4. Conclusion and Future Work

The machine learning model successfully demonstrated that a combination of sociodemographic, health history, and environmental factors can predict the probability of an individual having eczema. The statistical significance of temperature, humidity, and their interaction confirms that environmental variables are important predictors of eczema status. While the current model shows promising performance (AUC 0.774), there is significant potential for improvement through the addition of more feature variables and further finetuning. To translate these findings into practical applications, I developed a beta app and website called "Shine" that integrates the ML model with real-time weather API data and userinputted symptom severity levels.

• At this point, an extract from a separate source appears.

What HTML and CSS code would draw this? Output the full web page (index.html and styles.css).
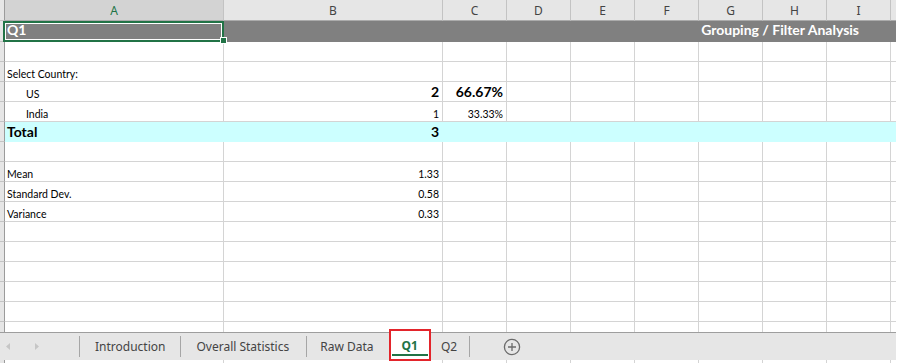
FILE: index.html
```html
<!DOCTYPE html>
<html lang="en">
<head>
  <meta charset="UTF-8" />
  <title>Q1 - Grouping / Filter Analysis</title>
  <link rel="stylesheet" href="styles.css">
</head>
<body>
  <div class="sheet">
    <!-- column headers -->
    <div class="row head">
      <div class="rh"></div>
      <div class="sel-col">A</div>
      <div>B</div>
      <div>C</div>
      <div>D</div>
      <div>E</div>
      <div>F</div>
      <div>G</div>
      <div>H</div>
      <div>I</div>
      <div></div>
    </div>

    <!-- title row -->
    <div class="row title">
      <div class="rh"></div>
      <div class="c sel">Q1</div>
      <div class="c span num">Grouping / Filter Analysis</div>
    </div>

    <div class="row"><div class="rh"></div><div class="c"></div><div class="c"></div><div class="c"></div><div class="c"></div><div class="c"></div><div class="c"></div><div class="c"></div><div class="c"></div><div class="c"></div><div class="c"></div></div>

    <div class="row"><div class="rh"></div><div class="c">Select Country:</div><div class="c"></div><div class="c"></div><div class="c"></div><div class="c"></div><div class="c"></div><div class="c"></div><div class="c"></div><div class="c"></div><div class="c"></div></div>

    <div class="row"><div class="rh"></div><div class="c indent">US</div><div class="c num big">2</div><div class="c num big">66.67%</div><div class="c"></div><div class="c"></div><div class="c"></div><div class="c"></div><div class="c"></div><div class="c"></div><div class="c"></div></div>

    <div class="row"><div class="rh"></div><div class="c indent">India</div><div class="c num">1</div><div class="c num">33.33%</div><div class="c"></div><div class="c"></div><div class="c"></div><div class="c"></div><div class="c"></div><div class="c"></div><div class="c"></div></div>

    <div class="row total"><div class="rh"></div><div class="c big">Total</div><div class="c num big">3</div><div class="c"></div><div class="c"></div><div class="c"></div><div class="c"></div><div class="c"></div><div class="c"></div><div class="c"></div><div class="c"></div></div>

    <div class="row"><div class="rh"></div><div class="c"></div><div class="c"></div><div class="c"></div><div class="c"></div><div class="c"></div><div class="c"></div><div class="c"></div><div class="c"></div><div class="c"></div><div class="c"></div></div>

    <div class="row"><div class="rh"></div><div class="c">Mean</div><div class="c num">1.33</div><div class="c"></div><div class="c"></div><div class="c"></div><div class="c"></div><div class="c"></div><div class="c"></div><div class="c"></div><div class="c"></div></div>

    <div class="row"><div class="rh"></div><div class="c">Standard Dev.</div><div class="c num">0.58</div><div class="c"></div><div class="c"></div><div class="c"></div><div class="c"></div><div class="c"></div><div class="c"></div><div class="c"></div><div class="c"></div></div>

    <div class="row"><div class="rh"></div><div class="c">Variance</div><div class="c num">0.33</div><div class="c"></div><div class="c"></div><div class="c"></div><div class="c"></div><div class="c"></div><div class="c"></div><div class="c"></div><div class="c"></div></div>

    <div class="row"><div class="rh"></div><div class="c"></div><div class="c"></div><div class="c"></div><div class="c"></div><div class="c"></div><div class="c"></div><div class="c"></div><div class="c"></div><div class="c"></div><div class="c"></div></div>
    <div class="row"><div class="rh"></div><div class="c"></div><div class="c"></div><div class="c"></div><div class="c"></div><div class="c"></div><div class="c"></div><div class="c"></div><div class="c"></div><div class="c"></div><div class="c"></div></div>
    <div class="row"><div class="rh"></div><div class="c"></div><div class="c"></div><div class="c"></div><div class="c"></div><div class="c"></div><div class="c"></div><div class="c"></div><div class="c"></div><div class="c"></div><div class="c"></div></div>
    <div class="row"><div class="rh"></div><div class="c"></div><div class="c"></div><div class="c"></div><div class="c"></div><div class="c"></div><div class="c"></div><div class="c"></div><div class="c"></div><div class="c"></div><div class="c"></div></div>
    <div class="row"><div class="rh"></div><div class="c"></div><div class="c"></div><div class="c"></div><div class="c"></div><div class="c"></div><div class="c"></div><div class="c"></div><div class="c"></div><div class="c"></div><div class="c"></div></div>
    <div class="row"><div class="rh"></div><div class="c"></div><div class="c"></div><div class="c"></div><div class="c"></div><div class="c"></div><div class="c"></div><div class="c"></div><div class="c"></div><div class="c"></div><div class="c"></div></div>
  </div>

  <!-- sheet tabs -->
  <div class="tabs">
    <div class="nav">
      <svg width="4" height="7" viewBox="0 0 4 7"><polygon points="4,0 0,3.5 4,7" fill="#c6c6c6"/></svg>
      <svg width="4" height="7" viewBox="0 0 4 7"><polygon points="0,0 4,3.5 0,7" fill="#c6c6c6"/></svg>
    </div>
    <span class="sep"></span>
    <div class="tab">Introduction</div>
    <span class="sep"></span>
    <div class="tab stats">Overall Statistics</div>
    <span class="sep"></span>
    <div class="tab raw">Raw Data</div>
    <div class="tab on">Q1</div>
    <div class="tab q2">Q2</div>
    <span class="sep"></span>
    <svg class="add" width="18" height="18" viewBox="0 0 18 18">
      <circle cx="9" cy="9" r="7.6" fill="none" stroke="#6b6b6b" stroke-width="1.3"/>
      <path d="M9 5v8M5 9h8" stroke="#6b6b6b" stroke-width="1.3"/>
    </svg>
  </div>

  <div class="row stub">
    <div class="rh"></div><div></div><div></div><div></div><div></div><div></div><div></div><div></div><div></div><div></div><div></div>
  </div>
</body>
</html>
```

FILE: styles.css
```css
body { margin: 0; background: #fff; font-family: Lato, "Liberation Sans", sans-serif; overflow: hidden; }

.sheet { height: 332px; overflow: hidden; }

.row { display: grid; grid-template-columns: 5px 219px 219px repeat(7, 64px) 5px; width: 896px; height: 20px; }
.row > div { box-sizing: border-box; min-width: 0; border-right: 1px solid #d4d4d4; border-bottom: 1px solid #d4d4d4; }
.row > div:last-child { border-right: none; }
.row > .rh { background: #e6e6e6; border-right-color: #9b9b9b; border-bottom-color: #c4c4c4; }

/* cells */
.c { display: flex; align-items: flex-end; padding: 0 3px 2px 2px; font-size: 10.5px; line-height: 1; color: #000; white-space: nowrap; }
.num { justify-content: flex-end; }
.big { font-size: 14px; font-weight: 700; }
.indent { padding-left: 21px; }

/* column headers */
.head { height: 21px; }
.head > div { display: flex; align-items: center; justify-content: center; background: #e6e6e6; border-right-color: #c3c3c3; border-bottom-color: #ababab; font: 12px "Noto Sans", sans-serif; color: #444; }
.head > .sel-col { background: #d3d3d3; color: #217346; }

/* grey title band */
.title { height: 21px; }
.title > .c { background: #808080; border-color: #808080; color: #fff; font-size: 14px; font-weight: 700; padding-bottom: 4px; }
.title > .span { grid-column: 3 / -1; padding-right: 37px; }

.sel { position: relative; }
.sel::before { content: ""; position: absolute; top: 0; left: -2px; right: -1px; bottom: -1px; border: 2px solid #217346; box-shadow: inset 0 0 0 1px #fff; }
.sel::after { content: ""; position: absolute; right: -4px; bottom: -3px; width: 5px; height: 5px; background: #217346; border: 1px solid #fff; }

/* highlighted total row */
.total > .c { background: #ccffff; border-color: #ccffff; }

/* sheet tabs */
.tabs { display: flex; align-items: center; width: 896px; height: 28px; box-sizing: border-box; border-top: 1px solid #9e9e9e; background: #e6e6e6; font: 12px "Noto Sans", sans-serif; color: #444; }
.nav { display: flex; align-items: center; gap: 25px; width: 79px; padding-left: 6px; box-sizing: border-box; }
.sep { width: 1px; height: 21px; background: #a6a6a6; }
.tab { padding: 0 15px; white-space: nowrap; }
.tab.stats { padding-right: 17px; }
.tab.raw { padding: 0 15px 0 13px; }
.tab.on { position: relative; align-self: flex-end; display: flex; align-items: center; height: 32px; margin-bottom: -1px; padding: 0 11px; box-sizing: border-box; border: 2px solid #e3242b; background: #fff; color: #217346; font-weight: 700; }
.tab.on::after { content: ""; position: absolute; left: 1px; right: 1px; bottom: 3px; height: 2px; background: #217346; }
.tab.q2 { padding: 0 12px 0 10px; }
.add { margin-left: 33px; }

.stub { height: 3px; }
.stub > div { border-bottom: none; }
```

This combination enables personalized predictions of flare-up probability, empowering users to proactively track their eczema symptoms, identify potential triggers, and make informed decisions about their skincare, daily activities, and lifestyle management.

5. References

  1. Eczema Prevalence, Quality of Life and Economic Impact (https://nationaleczema.org/eczema-facts/)

  2. Laughter MR, Maymone MBC, Mashayekhi S, et al. The global burden of atopic dermatitis: lessons from the Global Burden of Disease Study 1990–2017*. British Journal of Dermatology. 2021;184(2):304-309. doi:10.1111/bjd.19580

  3. Chovatiya, R., Begolka, W. S., Thibau, I. J. & Silverberg, J. I. Impact and Associations of Atopic Dermatitis Out-of-Pocket Health Care Expenses in the United States. Dermatitis (2021) doi:10.1097/DER.0000000000000795.

  4. Guillem Hurault, Jean François Stalder, Sophie Mery, Alain Delarue, Markéta Saint Aroman, Gwendal Josse, Reiko J. Tanaka, EczemaPred: A computational framework for personalised prediction of eczema severity dynamics, Clinical and Translational Allergy, 10.1002/clt2.12140, 12, 3, (2022).

  5. Silverberg, J. I. Health Care Utilization, Patient Costs, and Access to Care in US Adults With Eczema: A Population-Based Study. JAMA Dermatol. 151, 743–752 (2015).

  6. Ariane Duverdier, Adnan Custovic, Reiko J. Tanaka, Data-driven research on eczema: Systematic characterization of the field and recommendations for the future, Clinical and Translational Allergy, 10.1002/clt2.12170, 12, 6, (2022).

  7. Guillem Hurault, Valentin Delorieux, Young-Min Kim, Kangmo Ahn, Hywel C. Williams, Reiko J. Tanaka, Impact of environmental factors in predicting daily severity scores of atopic dermatitis, Clinical and Translational Allergy, 10.1002/clt2.12019, 11, 2, (2021).